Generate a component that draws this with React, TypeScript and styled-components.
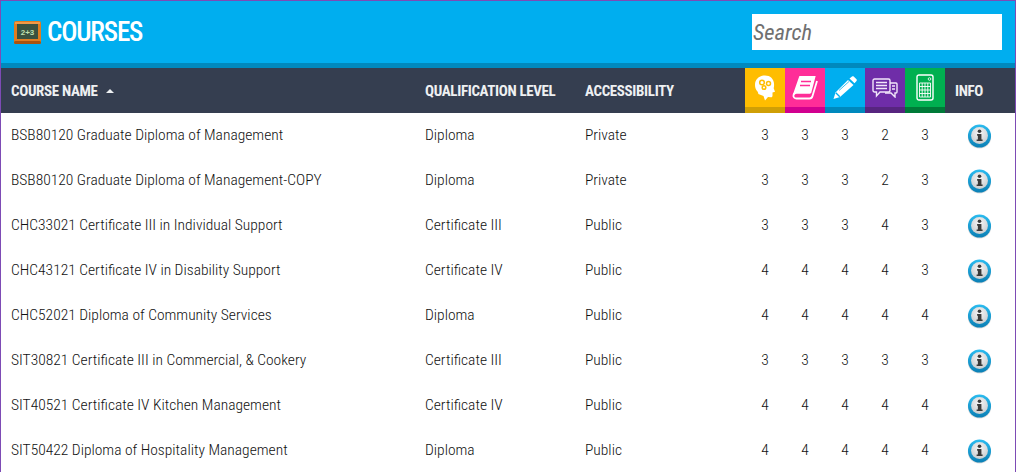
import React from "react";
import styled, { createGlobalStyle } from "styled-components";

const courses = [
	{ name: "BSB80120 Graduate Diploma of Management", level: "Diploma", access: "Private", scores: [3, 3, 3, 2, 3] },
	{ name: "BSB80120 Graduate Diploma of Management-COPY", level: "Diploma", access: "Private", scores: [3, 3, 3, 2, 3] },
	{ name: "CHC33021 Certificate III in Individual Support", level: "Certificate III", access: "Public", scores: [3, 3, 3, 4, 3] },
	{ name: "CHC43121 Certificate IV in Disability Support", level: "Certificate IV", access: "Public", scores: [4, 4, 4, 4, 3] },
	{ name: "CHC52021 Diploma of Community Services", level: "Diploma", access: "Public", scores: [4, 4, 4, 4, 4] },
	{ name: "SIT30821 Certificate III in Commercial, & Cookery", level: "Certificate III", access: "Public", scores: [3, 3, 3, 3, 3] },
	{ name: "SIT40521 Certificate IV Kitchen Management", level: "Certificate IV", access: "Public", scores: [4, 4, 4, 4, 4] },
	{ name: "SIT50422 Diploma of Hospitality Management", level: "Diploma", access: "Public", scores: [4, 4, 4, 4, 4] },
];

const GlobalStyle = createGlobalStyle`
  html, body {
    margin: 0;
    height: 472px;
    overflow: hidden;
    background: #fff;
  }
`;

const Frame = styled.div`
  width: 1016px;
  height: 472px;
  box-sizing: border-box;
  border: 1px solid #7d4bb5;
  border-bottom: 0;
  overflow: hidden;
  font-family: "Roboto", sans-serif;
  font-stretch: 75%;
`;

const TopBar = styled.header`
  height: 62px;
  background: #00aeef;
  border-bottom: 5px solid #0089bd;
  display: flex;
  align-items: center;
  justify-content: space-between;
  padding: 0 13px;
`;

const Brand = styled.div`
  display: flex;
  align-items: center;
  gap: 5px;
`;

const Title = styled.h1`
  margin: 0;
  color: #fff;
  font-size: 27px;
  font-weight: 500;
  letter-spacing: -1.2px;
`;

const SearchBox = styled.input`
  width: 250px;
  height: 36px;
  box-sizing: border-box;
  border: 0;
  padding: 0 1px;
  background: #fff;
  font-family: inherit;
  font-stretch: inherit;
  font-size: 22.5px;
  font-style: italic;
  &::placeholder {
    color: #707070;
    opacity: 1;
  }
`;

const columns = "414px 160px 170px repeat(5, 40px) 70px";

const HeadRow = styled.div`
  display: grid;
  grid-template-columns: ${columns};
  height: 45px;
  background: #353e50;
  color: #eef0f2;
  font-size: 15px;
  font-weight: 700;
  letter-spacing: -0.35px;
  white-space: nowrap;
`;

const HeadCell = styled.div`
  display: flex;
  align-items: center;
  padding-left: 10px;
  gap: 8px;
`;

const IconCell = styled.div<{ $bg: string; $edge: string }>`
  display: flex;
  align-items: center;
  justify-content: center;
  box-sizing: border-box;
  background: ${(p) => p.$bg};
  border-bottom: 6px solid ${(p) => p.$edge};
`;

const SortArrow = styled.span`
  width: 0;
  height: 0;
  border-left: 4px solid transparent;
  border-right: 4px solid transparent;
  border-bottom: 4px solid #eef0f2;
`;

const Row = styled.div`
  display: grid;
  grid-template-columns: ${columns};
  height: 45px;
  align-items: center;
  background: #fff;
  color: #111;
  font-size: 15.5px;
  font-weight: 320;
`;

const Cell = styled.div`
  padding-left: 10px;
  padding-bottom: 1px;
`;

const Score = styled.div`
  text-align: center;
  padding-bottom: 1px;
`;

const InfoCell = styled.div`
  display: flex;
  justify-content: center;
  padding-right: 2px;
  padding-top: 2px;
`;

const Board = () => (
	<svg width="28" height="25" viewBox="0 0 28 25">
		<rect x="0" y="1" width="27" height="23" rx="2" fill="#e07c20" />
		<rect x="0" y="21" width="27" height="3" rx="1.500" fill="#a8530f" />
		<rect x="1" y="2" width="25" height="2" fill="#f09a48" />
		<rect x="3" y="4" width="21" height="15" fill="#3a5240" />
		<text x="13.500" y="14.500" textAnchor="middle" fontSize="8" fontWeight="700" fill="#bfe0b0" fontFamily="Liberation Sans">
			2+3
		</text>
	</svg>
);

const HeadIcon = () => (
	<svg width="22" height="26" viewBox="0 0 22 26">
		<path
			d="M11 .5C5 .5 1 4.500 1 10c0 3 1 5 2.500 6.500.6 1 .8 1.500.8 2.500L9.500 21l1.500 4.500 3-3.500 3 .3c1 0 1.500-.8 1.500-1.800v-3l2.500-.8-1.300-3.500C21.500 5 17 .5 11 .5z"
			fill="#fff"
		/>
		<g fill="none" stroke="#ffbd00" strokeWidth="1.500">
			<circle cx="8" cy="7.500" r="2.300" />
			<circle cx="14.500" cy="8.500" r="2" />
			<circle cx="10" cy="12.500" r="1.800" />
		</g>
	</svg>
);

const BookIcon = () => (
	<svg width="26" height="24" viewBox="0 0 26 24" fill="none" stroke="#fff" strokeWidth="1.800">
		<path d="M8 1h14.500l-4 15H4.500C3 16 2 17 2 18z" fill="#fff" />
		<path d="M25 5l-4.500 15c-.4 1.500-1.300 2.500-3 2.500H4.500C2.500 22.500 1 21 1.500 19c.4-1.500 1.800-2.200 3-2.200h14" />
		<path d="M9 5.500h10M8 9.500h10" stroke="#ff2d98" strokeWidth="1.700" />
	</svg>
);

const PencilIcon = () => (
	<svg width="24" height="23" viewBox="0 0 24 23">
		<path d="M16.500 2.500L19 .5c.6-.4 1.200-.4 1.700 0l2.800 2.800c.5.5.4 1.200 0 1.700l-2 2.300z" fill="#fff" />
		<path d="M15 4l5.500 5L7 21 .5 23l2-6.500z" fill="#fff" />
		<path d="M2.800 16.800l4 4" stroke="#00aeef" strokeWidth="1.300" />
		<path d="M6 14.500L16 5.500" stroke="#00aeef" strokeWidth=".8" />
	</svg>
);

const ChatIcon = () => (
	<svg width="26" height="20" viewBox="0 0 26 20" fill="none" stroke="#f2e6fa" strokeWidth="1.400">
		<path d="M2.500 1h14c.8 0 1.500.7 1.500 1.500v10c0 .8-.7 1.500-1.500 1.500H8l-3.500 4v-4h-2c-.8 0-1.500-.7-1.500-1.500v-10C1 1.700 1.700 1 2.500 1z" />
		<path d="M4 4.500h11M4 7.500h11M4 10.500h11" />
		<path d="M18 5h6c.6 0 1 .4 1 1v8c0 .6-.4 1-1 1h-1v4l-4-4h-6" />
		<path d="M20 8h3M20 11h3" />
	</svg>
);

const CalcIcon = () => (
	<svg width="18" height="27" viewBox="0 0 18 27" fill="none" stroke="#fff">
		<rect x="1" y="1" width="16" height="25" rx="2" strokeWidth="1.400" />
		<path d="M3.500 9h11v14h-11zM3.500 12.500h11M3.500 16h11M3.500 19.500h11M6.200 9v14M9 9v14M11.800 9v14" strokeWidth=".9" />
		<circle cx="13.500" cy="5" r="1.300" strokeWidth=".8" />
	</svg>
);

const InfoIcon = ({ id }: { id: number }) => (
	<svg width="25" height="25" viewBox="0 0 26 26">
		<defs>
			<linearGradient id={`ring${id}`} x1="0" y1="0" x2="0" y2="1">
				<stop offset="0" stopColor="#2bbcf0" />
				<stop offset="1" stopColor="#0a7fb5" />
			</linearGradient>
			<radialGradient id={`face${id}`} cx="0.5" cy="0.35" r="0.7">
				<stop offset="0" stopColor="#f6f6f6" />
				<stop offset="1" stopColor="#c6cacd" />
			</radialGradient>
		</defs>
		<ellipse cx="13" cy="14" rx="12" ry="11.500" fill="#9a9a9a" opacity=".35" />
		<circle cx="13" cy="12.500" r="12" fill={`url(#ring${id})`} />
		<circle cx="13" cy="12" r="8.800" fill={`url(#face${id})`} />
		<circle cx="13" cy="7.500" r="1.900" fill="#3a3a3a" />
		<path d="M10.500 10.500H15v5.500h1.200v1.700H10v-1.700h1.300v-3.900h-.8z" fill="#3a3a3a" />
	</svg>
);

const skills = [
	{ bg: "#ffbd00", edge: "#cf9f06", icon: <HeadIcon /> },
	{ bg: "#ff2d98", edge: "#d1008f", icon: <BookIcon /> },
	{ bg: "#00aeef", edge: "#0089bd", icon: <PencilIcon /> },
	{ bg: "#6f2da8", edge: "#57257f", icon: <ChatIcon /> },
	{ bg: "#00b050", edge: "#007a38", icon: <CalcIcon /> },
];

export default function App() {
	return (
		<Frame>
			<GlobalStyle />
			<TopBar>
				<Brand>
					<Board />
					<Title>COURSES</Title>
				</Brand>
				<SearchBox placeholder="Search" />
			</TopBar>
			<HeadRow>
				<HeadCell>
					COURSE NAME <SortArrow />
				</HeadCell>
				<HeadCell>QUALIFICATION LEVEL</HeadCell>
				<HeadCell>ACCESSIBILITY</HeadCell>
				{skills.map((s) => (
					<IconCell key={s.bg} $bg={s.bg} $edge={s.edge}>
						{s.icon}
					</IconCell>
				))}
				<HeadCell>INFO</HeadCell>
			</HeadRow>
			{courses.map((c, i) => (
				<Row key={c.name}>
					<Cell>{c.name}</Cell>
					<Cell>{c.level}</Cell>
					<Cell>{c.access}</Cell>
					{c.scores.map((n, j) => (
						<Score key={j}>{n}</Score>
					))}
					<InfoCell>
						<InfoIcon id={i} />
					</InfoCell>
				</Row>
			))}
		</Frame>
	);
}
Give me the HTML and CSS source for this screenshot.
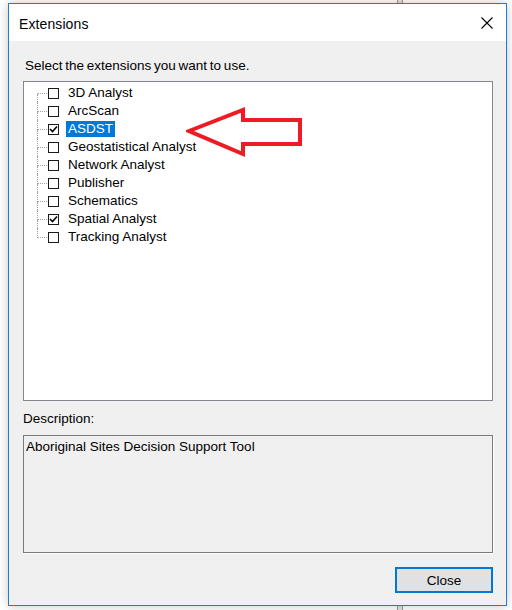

**PROBLEM**.
Check every line of the data, and copy the ones that contain "React".

**EXERCISE ANSWER**.
Generate a component that draws this with React, TypeScript and styled-components.
import React from "react";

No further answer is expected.